O primeiro comentário de Hoffmann refere-se à tendência de grande parcela dos consumidores em frequentar bares e restaurantes situados nas vizinhanças do bairro onde moram. O empresário e conselheiro da Abrasel também discorreu sobre a informação do palestrante de que se observa uma crescente adesão do público consumidor à alimentação saudável. Hoffmann também abordou o fato de que são as próprias pessoas, ao acessarem a plataforma do Share Eat, é que traçam seus comportamentos e tendências de consumo.


Estes são os três tópicos analisados por Hoffmann:


A preferência pelo bar ou restaurante mais perto de casa
“A gente nota que vem ocorrendo o crescimento do comércio de bairro em Porto Alegre e em várias cidades brasileiras, o que é muito favorável à melhoria da qualidade de vida urbana, como já se posicionou a Abrasel, em seu manifesto em favor da cidade viva, divulgado em 2005. E isso é agora é confirmado pela Share Eat, que tem como foco de atuação o estudo do comportamento dos consumidores e as tendências de mercado. Houve um grande espalhamento territorial das cidades, agravando o trânsito. E as pessoas se cansaram disso, preferindo o consumo nas redondezas de onde moram”.


Cada vez mais consumidores se veem no perfil dos ‘saudáveis’

“Vejo como uma acentuada tendência, mas em termos absolutos esses consumidores que já aderiram à alimentação natural, seja vegetariana ou vegana, até o momento ainda não representam um expressivo contingente. Caminha-se para que, em um futuro não muito distante, se tenha uma participação dos ‘saudáveis’ bem significativa, sobretudo nas novas gerações. Há outro fenômeno que também contribui para essa expansão, que é a extensa longevidade da população. À medida que a longevidade vai aumentando, mais pessoas acima de uma certa idade passam a buscar uma alimentação mais saudável”.

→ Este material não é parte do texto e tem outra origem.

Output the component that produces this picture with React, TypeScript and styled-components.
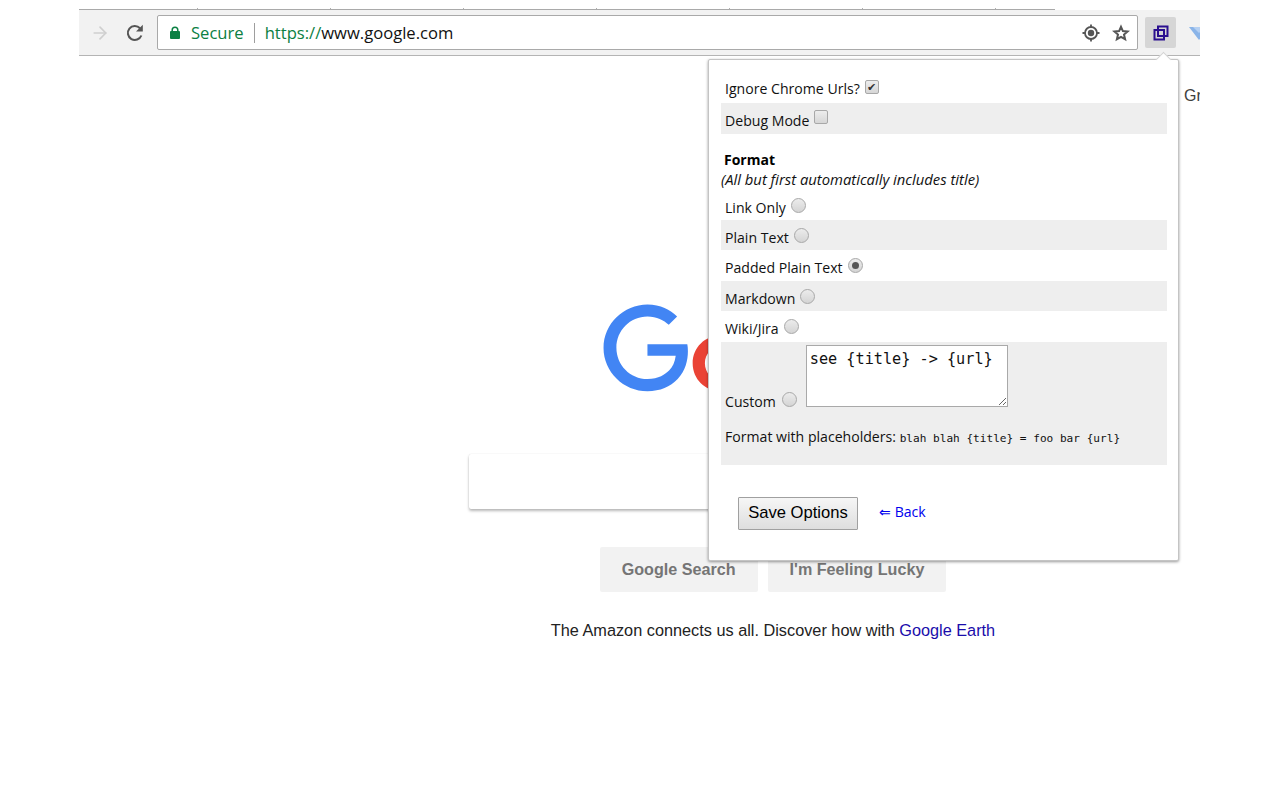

O público traça seu autorretrato e as tendências do mercado

“O Diego Fabris, co-fundador do Share Eat, estudou muito o comportamento dos consumidores e tendências de mercado, já acumulando uma larga experiência profissional nesses campos. O que se mostra, na plataforma, é o que as pessoas estão preferindo e aonde estão se dirigindo. Há uma segmentação de diversos públicos, que é muito interessante. O que se apresenta é resultado do que as próprias pessoas descrevem. Há critérios de avaliação da idoneidade da pessoa que comenta, para que não ocorram relatos fictícios. Para os donos de estabelecimentos do setor essa plataforma é extremamente útil, porque a partir dela podem redirecionar e adequar seus negócios, de acordo com as tendências que mais lhe convierem”.